■ Written exercise: List each line in which the string "React" appears.

========

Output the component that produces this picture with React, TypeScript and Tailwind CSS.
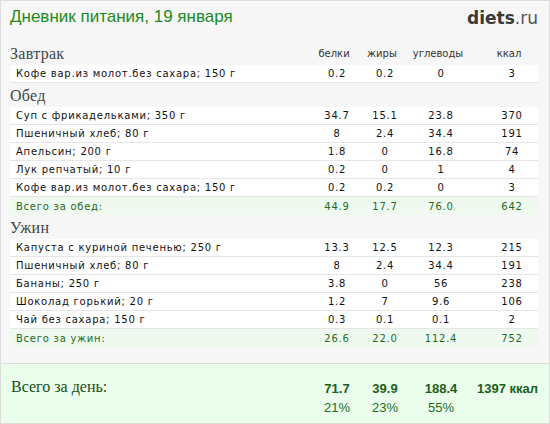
import React from "react";

type Row = { name: string; p: string; f: string; c: string; k: string };

const breakfast: Row[] = [
  { name: "Кофе вар.из молот.без сахара; 150 г", p: "0.2", f: "0.2", c: "0", k: "3" },
];
const lunch: Row[] = [
  { name: "Суп с фрикадельками; 350 г", p: "34.7", f: "15.1", c: "23.8", k: "370" },
  { name: "Пшеничный хлеб; 80 г", p: "8", f: "2.4", c: "34.4", k: "191" },
  { name: "Апельсин; 200 г", p: "1.8", f: "0", c: "16.8", k: "74" },
  { name: "Лук репчатый; 10 г", p: "0.2", f: "0", c: "1", k: "4" },
  { name: "Кофе вар.из молот.без сахара; 150 г", p: "0.2", f: "0.2", c: "0", k: "3" },
];
const dinner: Row[] = [
  { name: "Капуста с куриной печенью; 250 г", p: "13.3", f: "12.5", c: "12.3", k: "215" },
  { name: "Пшеничный хлеб; 80 г", p: "8", f: "2.4", c: "34.4", k: "191" },
  { name: "Бананы; 250 г", p: "3.8", f: "0", c: "56", k: "238" },
  { name: "Шоколад горький; 20 г", p: "1.2", f: "7", c: "9.6", k: "106" },
  { name: "Чай без сахара; 150 г", p: "0.3", f: "0.1", c: "0.1", k: "2" },
];

const serif = { fontFamily: '"Liberation Serif", "DejaVu Serif", serif' };
const sans = { fontFamily: '"DejaVu Sans", Verdana, sans-serif' };

function Cells({ r }: { r: Row }) {
  return (
    <>
      <div className="w-[48px] text-center">{r.p}</div>
      <div className="w-[48px] text-center">{r.f}</div>
      <div className="w-[64px] text-center">{r.c}</div>
      <div className="w-[52px] ml-[13px] text-center">{r.k}</div>
    </>
  );
}

function SectionHeader({ title, cols }: { title: string; cols?: boolean }) {
  return (
    <div className="flex items-end h-[24px] pb-[2px]">
      <div className="flex-1 text-[16px] leading-[18px] text-[#444] tracking-[0.3px]" style={serif}>
        {title}
      </div>
      {cols && (
        <div className="flex text-[10px] leading-[14px] text-[#333] pr-[3px] pb-[2px]" style={sans}>
          <div className="w-[48px] text-center">белки</div>
          <div className="w-[48px] text-center">жиры</div>
          <div className="w-[64px] text-center">углеводы</div>
          <div className="w-[52px] ml-[13px] text-center">ккал</div>
        </div>
      )}
    </div>
  );
}

function DataRow({ r }: { r: Row }) {
  return (
    <div
      className="flex items-center h-[18px] bg-white border-b border-[#e6e6e6] text-[10px] text-[#111] tracking-[0.75px]"
      style={sans}
    >
      <div className="flex-1 pl-[6px]">{r.name}</div>
      <Cells r={r} />
    </div>
  );
}

function TotalRow({ r }: { r: Row }) {
  return (
    <div
      className="flex items-center h-[18px] bg-[#f0f9f0] text-[10px] text-[#1c6b1c] tracking-[0.75px]"
      style={sans}
    >
      <div className="flex-1 pl-[6px]">{r.name}</div>
      <Cells r={r} />
    </div>
  );
}

export default function App() {
  return (
    <div className="w-[550px] h-[424px] border border-[#dcdcdc] bg-[#f7f7f7] flex flex-col overflow-hidden">
      <div className="flex justify-between items-start h-[40px] pl-[9px] pr-[11px] pt-[6px]">
        <div
          className="text-[17px] leading-[20px] text-[#1d8a1d]"
          style={{ fontFamily: '"Liberation Sans", Arial, sans-serif' }}
        >
          Дневник питания, 19 января
        </div>
        <div
          className="text-[17px] leading-[20px] text-[#3a3a3a] pt-[1px]"
          style={{ fontFamily: '"DejaVu Sans", sans-serif' }}
        >
          <span className="font-bold">diets</span>
          <span className="text-[#555]">.ru</span>
        </div>
      </div>

      <div className="pl-[9px] pr-[11px]">
        <SectionHeader title="Завтрак" cols />
        {breakfast.map((r, i) => (
          <DataRow key={i} r={r} />
        ))}
        <SectionHeader title="Обед" />
        {lunch.map((r, i) => (
          <DataRow key={i} r={r} />
        ))}
        <TotalRow r={{ name: "Всего за обед:", p: "44.9", f: "17.7", c: "76.0", k: "642" }} />
        <SectionHeader title="Ужин" />
        {dinner.map((r, i) => (
          <DataRow key={i} r={r} />
        ))}
        <TotalRow r={{ name: "Всего за ужин:", p: "26.6", f: "22.0", c: "112.4", k: "752" }} />
      </div>

      <div className="mt-[16px] flex-1 border-t border-[#dcdcdc] bg-[#ebfdeb] pl-[9px] pr-[11px] pt-[13px]">
        <div className="flex">
          <div className="flex-1 text-[16px] leading-[20px] text-[#184d18] pl-[1px]" style={serif}>
            Всего за день:
          </div>
          <div
            className="flex flex-col text-[13px] text-[#1f6b1f]"
            style={{ fontFamily: '"Liberation Sans", Arial, sans-serif' }}
          >
            <div className="flex font-bold leading-[20px] text-[#1b5e1b] pt-[2px]">
              <div className="w-[48px] text-center">71.7</div>
              <div className="w-[48px] text-center">39.9</div>
              <div className="w-[64px] text-center">188.4</div>
              <div className="w-[65px] text-right">1397 ккал</div>
            </div>
            <div className="flex leading-[18px]">
              <div className="w-[48px] text-center">21%</div>
              <div className="w-[48px] text-center">23%</div>
              <div className="w-[64px] text-center">55%</div>
              <div className="w-[65px]"></div>
            </div>
          </div>
        </div>
      </div>
    </div>
  );
}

========

■ Response to the task:
Output the component that produces this picture with React, TypeScript and Tailwind CSS.
import React from "react";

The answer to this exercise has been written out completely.